### TASK REQUIREMENTS
Report the count of lines where the string "page" appears, and nothing else.

### DATA FOR PROCESSING
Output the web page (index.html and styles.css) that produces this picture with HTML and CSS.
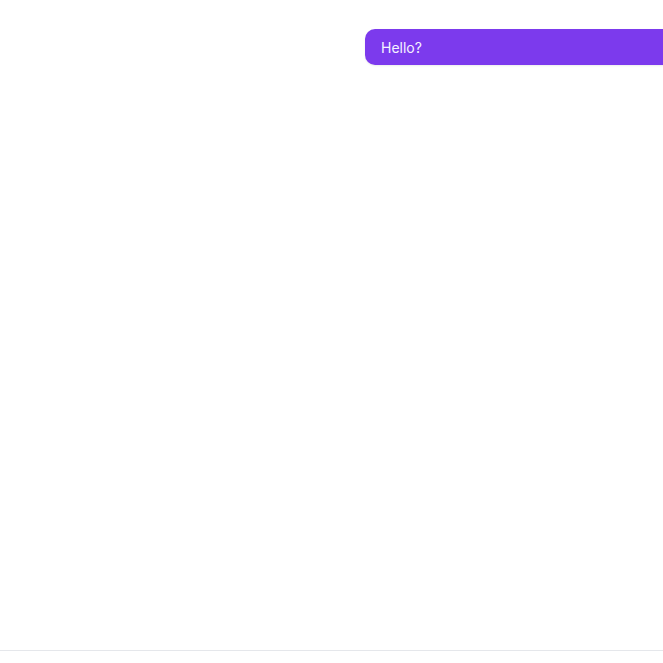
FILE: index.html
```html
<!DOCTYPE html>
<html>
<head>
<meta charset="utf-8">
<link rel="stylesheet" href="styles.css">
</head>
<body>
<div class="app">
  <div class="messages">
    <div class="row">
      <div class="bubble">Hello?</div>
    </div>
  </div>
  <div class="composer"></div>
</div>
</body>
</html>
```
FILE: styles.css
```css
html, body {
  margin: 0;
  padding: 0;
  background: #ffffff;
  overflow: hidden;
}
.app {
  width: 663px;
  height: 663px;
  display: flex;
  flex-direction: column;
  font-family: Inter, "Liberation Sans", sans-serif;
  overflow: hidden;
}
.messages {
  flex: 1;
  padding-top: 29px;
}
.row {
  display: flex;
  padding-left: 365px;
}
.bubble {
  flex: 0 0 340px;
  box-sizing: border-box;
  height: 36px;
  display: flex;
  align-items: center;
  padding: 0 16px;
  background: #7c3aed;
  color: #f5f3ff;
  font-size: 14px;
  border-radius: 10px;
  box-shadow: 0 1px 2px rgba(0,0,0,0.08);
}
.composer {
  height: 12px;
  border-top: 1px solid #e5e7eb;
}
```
* * *
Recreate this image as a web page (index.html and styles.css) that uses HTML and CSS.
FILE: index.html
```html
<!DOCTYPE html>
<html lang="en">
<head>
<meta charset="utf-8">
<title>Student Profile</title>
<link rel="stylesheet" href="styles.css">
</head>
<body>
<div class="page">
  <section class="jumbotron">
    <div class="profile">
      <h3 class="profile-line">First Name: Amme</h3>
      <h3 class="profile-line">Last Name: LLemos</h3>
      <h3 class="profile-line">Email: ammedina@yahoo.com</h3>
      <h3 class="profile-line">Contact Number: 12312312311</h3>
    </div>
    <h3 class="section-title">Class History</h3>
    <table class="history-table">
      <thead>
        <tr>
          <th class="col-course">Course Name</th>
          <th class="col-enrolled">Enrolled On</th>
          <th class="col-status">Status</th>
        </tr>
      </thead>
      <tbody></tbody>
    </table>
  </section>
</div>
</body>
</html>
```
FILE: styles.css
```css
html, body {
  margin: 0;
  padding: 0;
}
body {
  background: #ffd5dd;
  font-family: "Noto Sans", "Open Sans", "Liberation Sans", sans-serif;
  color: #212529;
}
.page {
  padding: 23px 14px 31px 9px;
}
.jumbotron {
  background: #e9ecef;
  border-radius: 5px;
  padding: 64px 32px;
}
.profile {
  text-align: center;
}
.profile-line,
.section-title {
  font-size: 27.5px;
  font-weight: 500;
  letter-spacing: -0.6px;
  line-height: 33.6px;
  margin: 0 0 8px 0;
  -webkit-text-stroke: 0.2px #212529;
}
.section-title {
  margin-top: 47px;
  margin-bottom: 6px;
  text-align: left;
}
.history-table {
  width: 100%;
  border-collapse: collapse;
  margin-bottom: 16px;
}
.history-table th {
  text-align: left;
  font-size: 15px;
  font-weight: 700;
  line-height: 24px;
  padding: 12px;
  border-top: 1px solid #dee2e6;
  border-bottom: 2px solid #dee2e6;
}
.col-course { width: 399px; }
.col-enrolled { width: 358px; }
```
---
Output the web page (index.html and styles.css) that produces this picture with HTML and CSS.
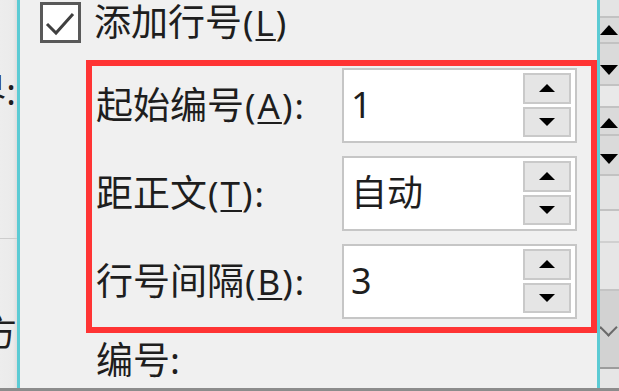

### OUTPUT FOR THIS EXERCISE
5